# Required work
Each entry below should be echoed exactly, with pictures omitted.

Pages as source code
-=-=-
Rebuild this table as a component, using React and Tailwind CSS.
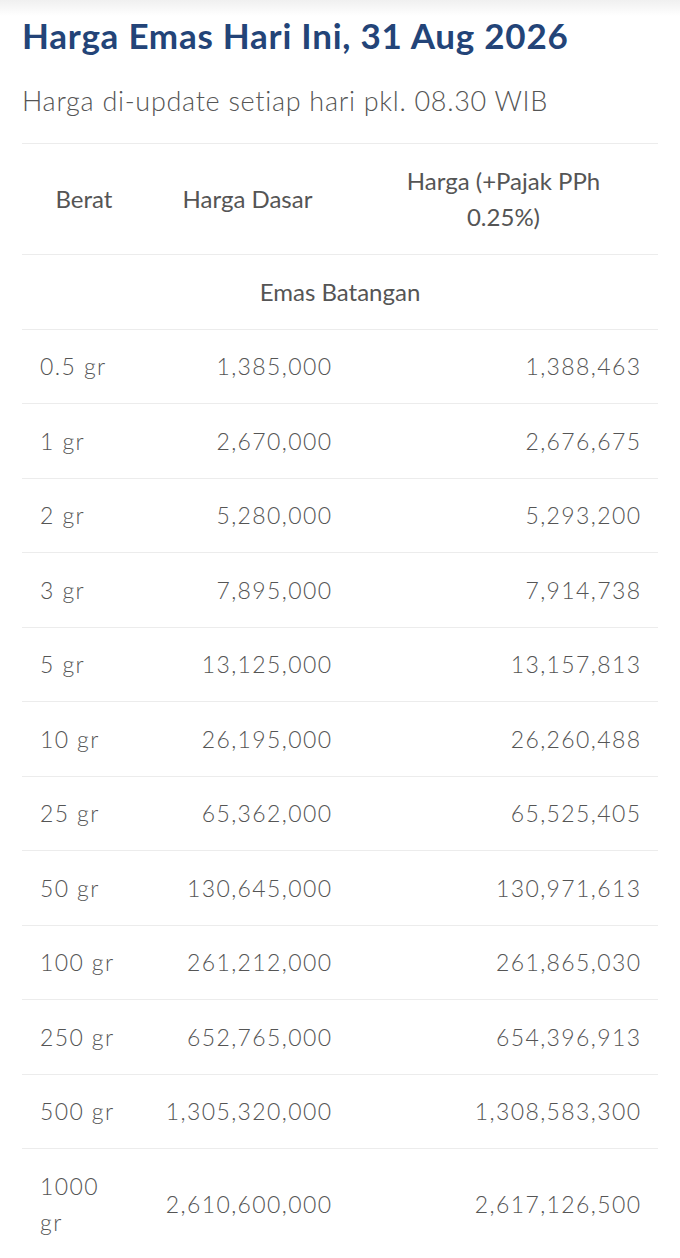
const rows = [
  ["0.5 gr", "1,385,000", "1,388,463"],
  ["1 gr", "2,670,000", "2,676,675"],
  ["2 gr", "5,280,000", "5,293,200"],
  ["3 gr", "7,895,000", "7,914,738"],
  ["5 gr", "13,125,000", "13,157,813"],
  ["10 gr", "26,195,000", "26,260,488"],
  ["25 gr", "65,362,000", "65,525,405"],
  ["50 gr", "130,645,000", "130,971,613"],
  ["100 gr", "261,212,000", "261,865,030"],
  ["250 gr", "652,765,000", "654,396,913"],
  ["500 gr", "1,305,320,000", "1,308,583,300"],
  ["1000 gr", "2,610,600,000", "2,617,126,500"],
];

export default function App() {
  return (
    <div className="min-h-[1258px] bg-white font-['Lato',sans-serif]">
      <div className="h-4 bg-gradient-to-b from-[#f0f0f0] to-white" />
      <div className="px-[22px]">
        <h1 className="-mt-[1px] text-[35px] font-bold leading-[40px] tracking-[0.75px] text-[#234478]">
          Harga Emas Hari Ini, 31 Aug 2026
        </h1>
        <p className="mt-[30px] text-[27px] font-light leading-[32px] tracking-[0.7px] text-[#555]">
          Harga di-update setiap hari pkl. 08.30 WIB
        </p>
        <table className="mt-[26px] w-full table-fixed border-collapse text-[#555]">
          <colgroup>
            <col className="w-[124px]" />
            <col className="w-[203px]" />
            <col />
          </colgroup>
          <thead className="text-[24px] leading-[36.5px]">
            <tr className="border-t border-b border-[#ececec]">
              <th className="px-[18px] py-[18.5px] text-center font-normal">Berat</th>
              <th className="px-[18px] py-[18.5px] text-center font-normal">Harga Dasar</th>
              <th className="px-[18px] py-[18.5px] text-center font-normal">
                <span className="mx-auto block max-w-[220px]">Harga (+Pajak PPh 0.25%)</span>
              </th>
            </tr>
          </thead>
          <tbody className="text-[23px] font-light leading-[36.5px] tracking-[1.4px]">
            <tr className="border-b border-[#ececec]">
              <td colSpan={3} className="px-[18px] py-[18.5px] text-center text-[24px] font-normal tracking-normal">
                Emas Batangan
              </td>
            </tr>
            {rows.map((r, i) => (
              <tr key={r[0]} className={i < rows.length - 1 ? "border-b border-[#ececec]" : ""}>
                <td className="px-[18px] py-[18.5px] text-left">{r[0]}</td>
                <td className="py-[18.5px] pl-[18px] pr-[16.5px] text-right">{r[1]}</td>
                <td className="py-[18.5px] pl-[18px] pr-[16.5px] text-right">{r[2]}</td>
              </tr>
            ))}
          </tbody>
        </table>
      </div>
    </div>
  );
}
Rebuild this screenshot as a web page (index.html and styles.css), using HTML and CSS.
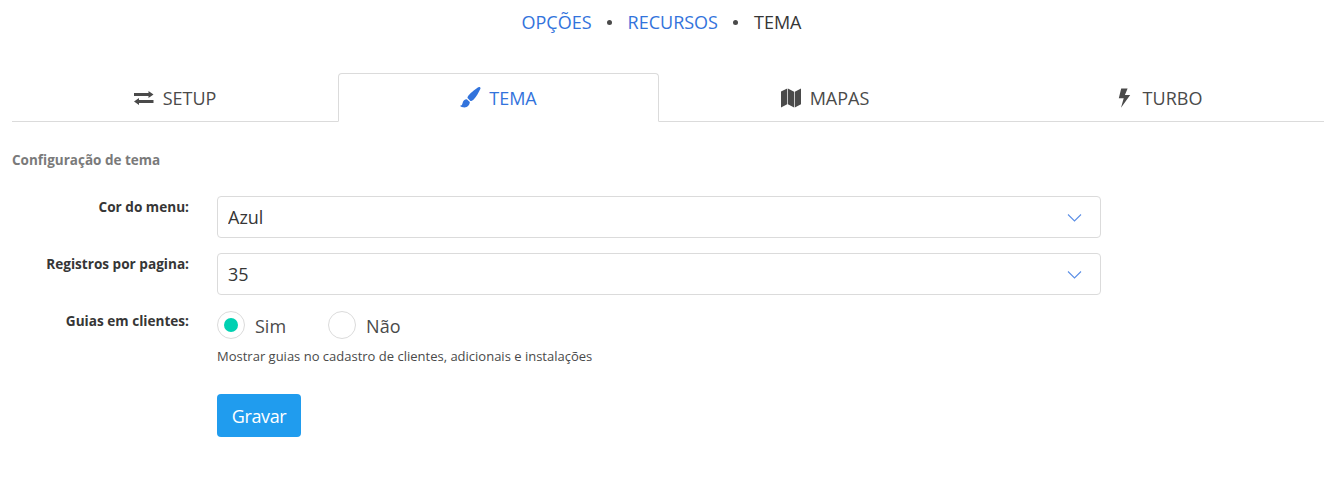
-=-=-
# Result of this exercise
Rebuild this table as a component, using React and Tailwind CSS.
const rows = [
  ["0.5 gr", "1,385,000", "1,388,463"],
  ["1 gr", "2,670,000", "2,676,675"],
  ["2 gr", "5,280,000", "5,293,200"],
  ["3 gr", "7,895,000", "7,914,738"],
  ["5 gr", "13,125,000", "13,157,813"],
  ["10 gr", "26,195,000", "26,260,488"],
  ["25 gr", "65,362,000", "65,525,405"],
  ["50 gr", "130,645,000", "130,971,613"],
  ["100 gr", "261,212,000", "261,865,030"],
  ["250 gr", "652,765,000", "654,396,913"],
  ["500 gr", "1,305,320,000", "1,308,583,300"],
  ["1000 gr", "2,610,600,000", "2,617,126,500"],
];

export default function App() {
  return (
    <div className="min-h-[1258px] bg-white font-['Lato',sans-serif]">
      <div className="h-4 bg-gradient-to-b from-[#f0f0f0] to-white" />
      <div className="px-[22px]">
        <h1 className="-mt-[1px] text-[35px] font-bold leading-[40px] tracking-[0.75px] text-[#234478]">
          Harga Emas Hari Ini, 31 Aug 2026
        </h1>
        <p className="mt-[30px] text-[27px] font-light leading-[32px] tracking-[0.7px] text-[#555]">
          Harga di-update setiap hari pkl. 08.30 WIB
        </p>
        <table className="mt-[26px] w-full table-fixed border-collapse text-[#555]">
          <colgroup>
            <col className="w-[124px]" />
            <col className="w-[203px]" />
            <col />
          </colgroup>
          <thead className="text-[24px] leading-[36.5px]">
            <tr className="border-t border-b border-[#ececec]">
              <th className="px-[18px] py-[18.5px] text-center font-normal">Berat</th>
              <th className="px-[18px] py-[18.5px] text-center font-normal">Harga Dasar</th>
              <th className="px-[18px] py-[18.5px] text-center font-normal">
                <span className="mx-auto block max-w-[220px]">Harga (+Pajak PPh 0.25%)</span>
              </th>
            </tr>
          </thead>
          <tbody className="text-[23px] font-light leading-[36.5px] tracking-[1.4px]">
            <tr className="border-b border-[#ececec]">
              <td colSpan={3} className="px-[18px] py-[18.5px] text-center text-[24px] font-normal tracking-normal">
                Emas Batangan
              </td>
            </tr>
            {rows.map((r, i) => (
              <tr key={r[0]} className={i < rows.length - 1 ? "border-b border-[#ececec]" : ""}>
                <td className="px-[18px] py-[18.5px] text-left">{r[0]}</td>
                <td className="py-[18.5px] pl-[18px] pr-[16.5px] text-right">{r[1]}</td>
                <td className="py-[18.5px] pl-[18px] pr-[16.5px] text-right">{r[2]}</td>
              </tr>
            ))}
          </tbody>
        </table>
      </div>
    </div>
  );
}
Rebuild this screenshot as a web page (index.html and styles.css), using HTML and CSS.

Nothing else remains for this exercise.